Site of the Georgian mansion house
The magnificent Georgian mansion house was the centrepiece of a 900 acre estate with its grand gardens and vistas. The clay to make the bricks was dug from the nearby Apley Pool. Sadly, it became too expensive to maintain and on 18th November 1955, the entire house was dismantled and its contents sold off.
The Mansion House
St John Charlton (Francis Charlton's grandson) willed his residuary estate to his son St John on the express condition "that he expands the residue on building a convenient Mansion House, with proper offices and other improvements on the site or near Apley Castle, for the habitation of himself and his family".
Plans for the new house were approved in October 1791. Costing £4,622 and 8 shillings, the contract stipulates "The bricks to be made on the estate. Anything required to be taken from the old house, which at the same time is to be turned into the stables and outhouses."

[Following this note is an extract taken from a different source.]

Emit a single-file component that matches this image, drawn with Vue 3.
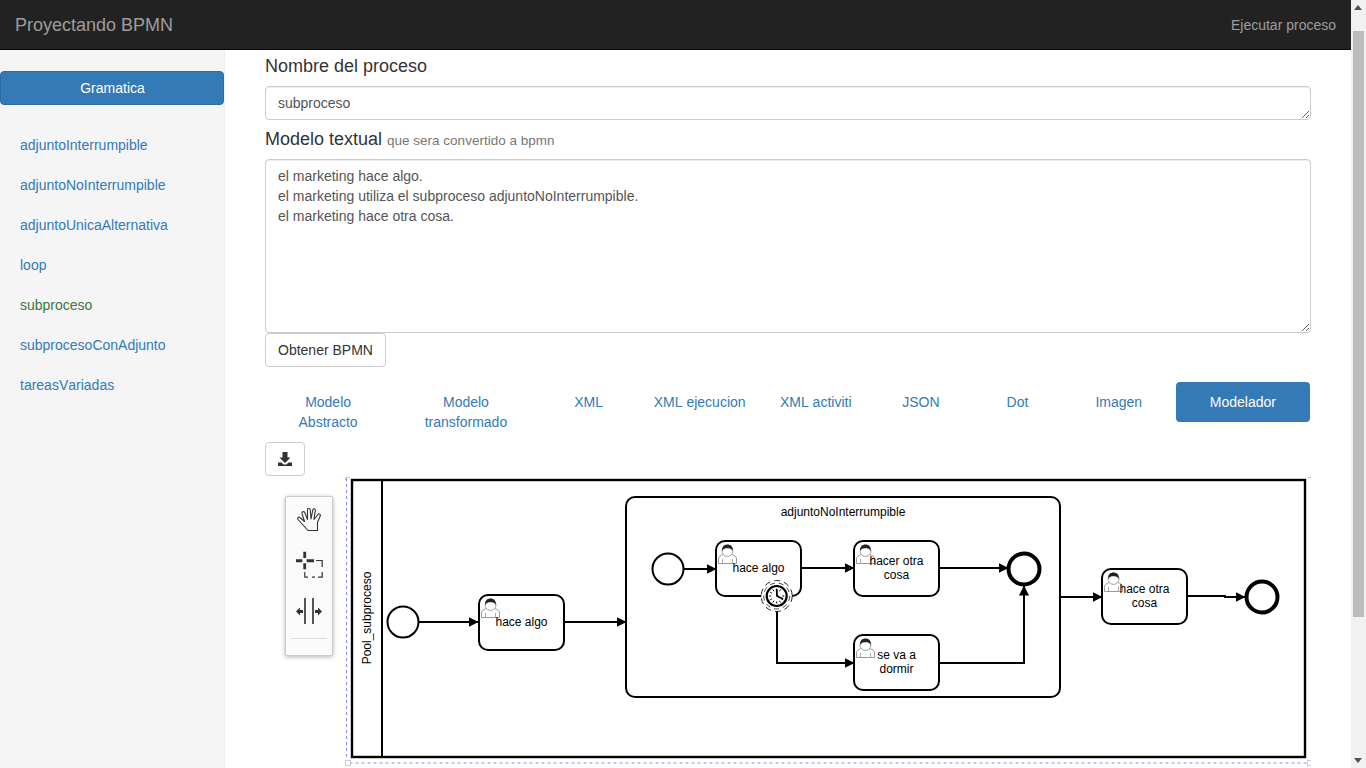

The mansion was of the Georgian style with tall Corinthian pillars to its entrance porch, from which a drive of considerable length led to the town of Wellington.
St John Charlton Chiverton, born 1799, inherited the new house and married Sophia Meyrick a rich heiress in 1820, later the family name was changed to Meyrick.
He ordered the construction of a French Gothic facade to Apley, laying out an elaborate garden with terraces and parterres.
The Apley Castle of this period was an imposing mansion, approached from the main road by a stone lodge and then along a drive extending over a mile through a well wooded park. A second gate gave access to the inner park and ornamental garden, which were well kept and artistically arranged and compared favourably with, or if not surpassed, any to be seen in the country. Attingham would have been one of the comparisons.
The estate also included a square walled garden built in 1795, connected to the House by a path known popularly as "Her Ladyship's Walk". The garden provided a mixed crop of flowers, vegetables and fruits including, surprisingly, pineapples. Adjoining the East wall of the original medieval garden is an Ice House, which stored ice taken from the Apley pools when frozen over in winter, and a Dovecote.
Throughout the 19th century members of the Charlton family distinguished themselves as soldiers in the Indian Wars and in the Crimea. Whilst serving in India, Captain St. John Chiverton Charlton, an able botanist, is credited with the discovery of the tea plant, whose subsequent cultivation contributed much to the economic development of India.